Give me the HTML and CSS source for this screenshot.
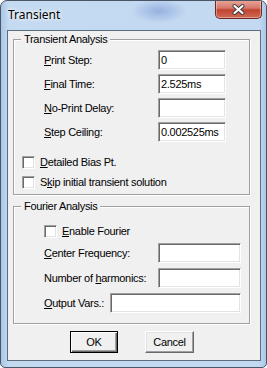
FILE: index.html
```html
<!DOCTYPE html>
<html lang="en">

<head>
	<meta charset="UTF-8">
	<title>Transient</title>
	<link rel="stylesheet" href="styles.css">
</head>

<body>
	<div class="window">
		<div class="titlebar">
			<span class="title">Transient</span>
			<button class="close" type="button">
				<svg width="13" height="11" viewBox="0 0 13 11">
					<path d="M2.5 2L10.5 9M10.5 2L2.5 9" stroke="#3a3a3a" stroke-width="4" stroke-linecap="round" />
					<path d="M2.5 2L10.5 9M10.5 2L2.5 9" stroke="#fff" stroke-width="2.2" stroke-linecap="round" />
				</svg>
			</button>
		</div>
		<div class="client">
			<fieldset class="group group-transient">
				<legend>Transient Analysis</legend>
				<div class="rows">
					<div class="field"><label><u>P</u>rint Step:</label><input class="edit" value="0"></div>
					<div class="field"><label><u>F</u>inal Time:</label><input class="edit" value="2.525ms"></div>
					<div class="field"><label><u>N</u>o-Print Delay:</label><input class="edit" value=""></div>
					<div class="field"><label><u>S</u>tep Ceiling:</label><input class="edit" value="0.002525ms"></div>
				</div>
				<div class="checks">
					<label class="check"><span class="box"></span><span><u>D</u>etailed Bias Pt.</span></label>
					<label class="check"><span class="box"></span><span>S<u>k</u>ip initial transient solution</span></label>
				</div>
			</fieldset>
			<fieldset class="group group-fourier">
				<legend>Fourier Analysis</legend>
				<div class="rows">
					<label class="check check-inset"><span class="box"></span><span><u>E</u>nable Fourier</span></label>
					<div class="field field-wide"><label><u>C</u>enter Frequency:</label><input class="edit" value=""></div>
					<div class="field field-wide"><label>Number of <u>h</u>armonics:</label><input class="edit" value=""></div>
					<div class="field field-vars"><label><u>O</u>utput Vars.:</label><input class="edit" value=""></div>
				</div>
			</fieldset>
			<div class="buttons">
				<button class="btn btn-default" type="button">OK</button>
				<button class="btn" type="button">Cancel</button>
			</div>
		</div>
	</div>
</body>

</html>
```

FILE: styles.css
```css
* {
	margin: 0;
	padding: 0;
	box-sizing: border-box;
}

body {
	background: #fff;
	font-family: "Liberation Sans", Arial, sans-serif;
	font-size: 11px;
	letter-spacing: -0.3px;
	color: #000;
}

.window {
	width: 267px;
	height: 368px;
	display: flex;
	flex-direction: column;
	border: 1px solid #4a5666;
	border-radius: 7px 7px 5px 5px;
	background:
		radial-gradient(ellipse 28px 12px at 158px 10px, rgba(70, 100, 190, 0.35), rgba(70, 100, 190, 0)),
		linear-gradient(to right, #a9c7e8, #c4daf1 8px, #c2d9f1 258px, #a9c7e8);
	overflow: hidden;
}

.titlebar {
	height: 29px;
	display: flex;
	align-items: flex-start;
	padding-left: 7px;
}

.title {
	margin-top: 6px;
	font-family: "Noto Sans", "Open Sans", sans-serif;
	font-size: 12px;
	line-height: 16px;
	letter-spacing: 0;
	text-shadow: 0 0 6px #fff, 0 0 3px #fff;
}

.close {
	margin-left: auto;
	margin-right: 4px;
	margin-top: -1px;
	width: 47px;
	height: 19px;
	display: flex;
	align-items: center;
	justify-content: center;
	border: 1px solid #6b2a22;
	border-top: 0;
	border-radius: 0 0 5px 5px;
	background: linear-gradient(to bottom, #e9a99c, #d5786a 45%, #c0432f 55%, #cf6b56);
	box-shadow: inset 0 0 0 1px rgba(255, 220, 210, 0.45);
}

.client {
	flex: 1;
	margin: 0 5px 6px 6px;
	border: 1px solid #5d6d80;
	background: #f0f0f0;
	display: flex;
	flex-direction: column;
}

.group {
	margin: 2px 10px 0 5px;
	border: 1px solid #a0a0a0;
	box-shadow: inset 1px 1px 0 #fff, 1px 1px 0 #fff;
	min-width: 0;
}

.group legend {
	margin-left: 7px;
	padding: 0 3px;
	line-height: 13px;
	background: #f0f0f0;
}

.group-fourier {
	margin-top: 5px;
}

.rows {
	display: flex;
	flex-direction: column;
	gap: 4px;
	padding-top: 4px;
}

.field {
	display: grid;
	grid-template-columns: 114px 68px;
	align-items: center;
	height: 20px;
	padding-left: 30px;
}

.field-wide {
	grid-template-columns: 114px 83px;
}

.field-vars {
	grid-template-columns: 66px 131px;
}

.edit {
	height: 20px;
	width: 100%;
	padding: 0 2px;
	font: inherit;
	letter-spacing: inherit;
	color: #000;
	background: #fff;
	border: 1px solid;
	border-color: #a0a0a0 #fff #fff #a0a0a0;
	box-shadow: inset 1px 1px 0 #696969, inset -1px -1px 0 #e3e3e3;
	outline: none;
}

.checks {
	display: flex;
	flex-direction: column;
	padding: 10px 0 2px 8px;
}

.check {
	display: flex;
	align-items: center;
	gap: 5px;
	height: 20px;
}

.check-inset {
	padding-left: 30px;
	margin-top: 4px;
	margin-bottom: -3px;
}

.group-fourier .rows {
	gap: 5px;
	padding-bottom: 10px;
}

.box {
	width: 13px;
	height: 13px;
	background: #fff;
	border: 1px solid;
	border-color: #a0a0a0 #fff #fff #a0a0a0;
	box-shadow: inset 1px 1px 0 #696969, inset -1px -1px 0 #e3e3e3;
}

.buttons {
	display: flex;
	gap: 27px;
	padding: 7px 0 0 62px;
}

.btn {
	width: 48px;
	height: 22px;
	font: inherit;
	letter-spacing: inherit;
	color: #000;
	background: #f0f0f0;
	border: 1px solid;
	border-color: #fff #696969 #696969 #fff;
	box-shadow: inset -1px -1px 0 #a0a0a0, inset 1px 1px 0 #e3e3e3;
}

.btn + .btn {
	width: 49px;
}

.btn-default {
	border-color: #000;
	box-shadow: inset 1px 1px 0 #fff, inset -1px -1px 0 #696969, inset -2px -2px 0 #a0a0a0;
}
```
- - -
DIRECTIONS: Your task is an exact transcription of all the data, minus the pictures.

THE OUTPUT:
Give me the HTML and CSS source for this screenshot.
FILE: index.html
```html
<!DOCTYPE html>
<html lang="en">

<head>
	<meta charset="UTF-8">
	<title>Transient</title>
	<link rel="stylesheet" href="styles.css">
</head>

<body>
	<div class="window">
		<div class="titlebar">
			<span class="title">Transient</span>
			<button class="close" type="button">
				<svg width="13" height="11" viewBox="0 0 13 11">
					<path d="M2.5 2L10.5 9M10.5 2L2.5 9" stroke="#3a3a3a" stroke-width="4" stroke-linecap="round" />
					<path d="M2.5 2L10.5 9M10.5 2L2.5 9" stroke="#fff" stroke-width="2.2" stroke-linecap="round" />
				</svg>
			</button>
		</div>
		<div class="client">
			<fieldset class="group group-transient">
				<legend>Transient Analysis</legend>
				<div class="rows">
					<div class="field"><label><u>P</u>rint Step:</label><input class="edit" value="0"></div>
					<div class="field"><label><u>F</u>inal Time:</label><input class="edit" value="2.525ms"></div>
					<div class="field"><label><u>N</u>o-Print Delay:</label><input class="edit" value=""></div>
					<div class="field"><label><u>S</u>tep Ceiling:</label><input class="edit" value="0.002525ms"></div>
				</div>
				<div class="checks">
					<label class="check"><span class="box"></span><span><u>D</u>etailed Bias Pt.</span></label>
					<label class="check"><span class="box"></span><span>S<u>k</u>ip initial transient solution</span></label>
				</div>
			</fieldset>
			<fieldset class="group group-fourier">
				<legend>Fourier Analysis</legend>
				<div class="rows">
					<label class="check check-inset"><span class="box"></span><span><u>E</u>nable Fourier</span></label>
					<div class="field field-wide"><label><u>C</u>enter Frequency:</label><input class="edit" value=""></div>
					<div class="field field-wide"><label>Number of <u>h</u>armonics:</label><input class="edit" value=""></div>
					<div class="field field-vars"><label><u>O</u>utput Vars.:</label><input class="edit" value=""></div>
				</div>
			</fieldset>
			<div class="buttons">
				<button class="btn btn-default" type="button">OK</button>
				<button class="btn" type="button">Cancel</button>
			</div>
		</div>
	</div>
</body>

</html>
```

FILE: styles.css
```css
* {
	margin: 0;
	padding: 0;
	box-sizing: border-box;
}

body {
	background: #fff;
	font-family: "Liberation Sans", Arial, sans-serif;
	font-size: 11px;
	letter-spacing: -0.3px;
	color: #000;
}

.window {
	width: 267px;
	height: 368px;
	display: flex;
	flex-direction: column;
	border: 1px solid #4a5666;
	border-radius: 7px 7px 5px 5px;
	background:
		radial-gradient(ellipse 28px 12px at 158px 10px, rgba(70, 100, 190, 0.35), rgba(70, 100, 190, 0)),
		linear-gradient(to right, #a9c7e8, #c4daf1 8px, #c2d9f1 258px, #a9c7e8);
	overflow: hidden;
}

.titlebar {
	height: 29px;
	display: flex;
	align-items: flex-start;
	padding-left: 7px;
}

.title {
	margin-top: 6px;
	font-family: "Noto Sans", "Open Sans", sans-serif;
	font-size: 12px;
	line-height: 16px;
	letter-spacing: 0;
	text-shadow: 0 0 6px #fff, 0 0 3px #fff;
}

.close {
	margin-left: auto;
	margin-right: 4px;
	margin-top: -1px;
	width: 47px;
	height: 19px;
	display: flex;
	align-items: center;
	justify-content: center;
	border: 1px solid #6b2a22;
	border-top: 0;
	border-radius: 0 0 5px 5px;
	background: linear-gradient(to bottom, #e9a99c, #d5786a 45%, #c0432f 55%, #cf6b56);
	box-shadow: inset 0 0 0 1px rgba(255, 220, 210, 0.45);
}

.client {
	flex: 1;
	margin: 0 5px 6px 6px;
	border: 1px solid #5d6d80;
	background: #f0f0f0;
	display: flex;
	flex-direction: column;
}

.group {
	margin: 2px 10px 0 5px;
	border: 1px solid #a0a0a0;
	box-shadow: inset 1px 1px 0 #fff, 1px 1px 0 #fff;
	min-width: 0;
}

.group legend {
	margin-left: 7px;
	padding: 0 3px;
	line-height: 13px;
	background: #f0f0f0;
}

.group-fourier {
	margin-top: 5px;
}

.rows {
	display: flex;
	flex-direction: column;
	gap: 4px;
	padding-top: 4px;
}

.field {
	display: grid;
	grid-template-columns: 114px 68px;
	align-items: center;
	height: 20px;
	padding-left: 30px;
}

.field-wide {
	grid-template-columns: 114px 83px;
}

.field-vars {
	grid-template-columns: 66px 131px;
}

.edit {
	height: 20px;
	width: 100%;
	padding: 0 2px;
	font: inherit;
	letter-spacing: inherit;
	color: #000;
	background: #fff;
	border: 1px solid;
	border-color: #a0a0a0 #fff #fff #a0a0a0;
	box-shadow: inset 1px 1px 0 #696969, inset -1px -1px 0 #e3e3e3;
	outline: none;
}

.checks {
	display: flex;
	flex-direction: column;
	padding: 10px 0 2px 8px;
}

.check {
	display: flex;
	align-items: center;
	gap: 5px;
	height: 20px;
}

.check-inset {
	padding-left: 30px;
	margin-top: 4px;
	margin-bottom: -3px;
}

.group-fourier .rows {
	gap: 5px;
	padding-bottom: 10px;
}

.box {
	width: 13px;
	height: 13px;
	background: #fff;
	border: 1px solid;
	border-color: #a0a0a0 #fff #fff #a0a0a0;
	box-shadow: inset 1px 1px 0 #696969, inset -1px -1px 0 #e3e3e3;
}

.buttons {
	display: flex;
	gap: 27px;
	padding: 7px 0 0 62px;
}

.btn {
	width: 48px;
	height: 22px;
	font: inherit;
	letter-spacing: inherit;
	color: #000;
	background: #f0f0f0;
	border: 1px solid;
	border-color: #fff #696969 #696969 #fff;
	box-shadow: inset -1px -1px 0 #a0a0a0, inset 1px 1px 0 #e3e3e3;
}

.btn + .btn {
	width: 49px;
}

.btn-default {
	border-color: #000;
	box-shadow: inset 1px 1px 0 #fff, inset -1px -1px 0 #696969, inset -2px -2px 0 #a0a0a0;
}
```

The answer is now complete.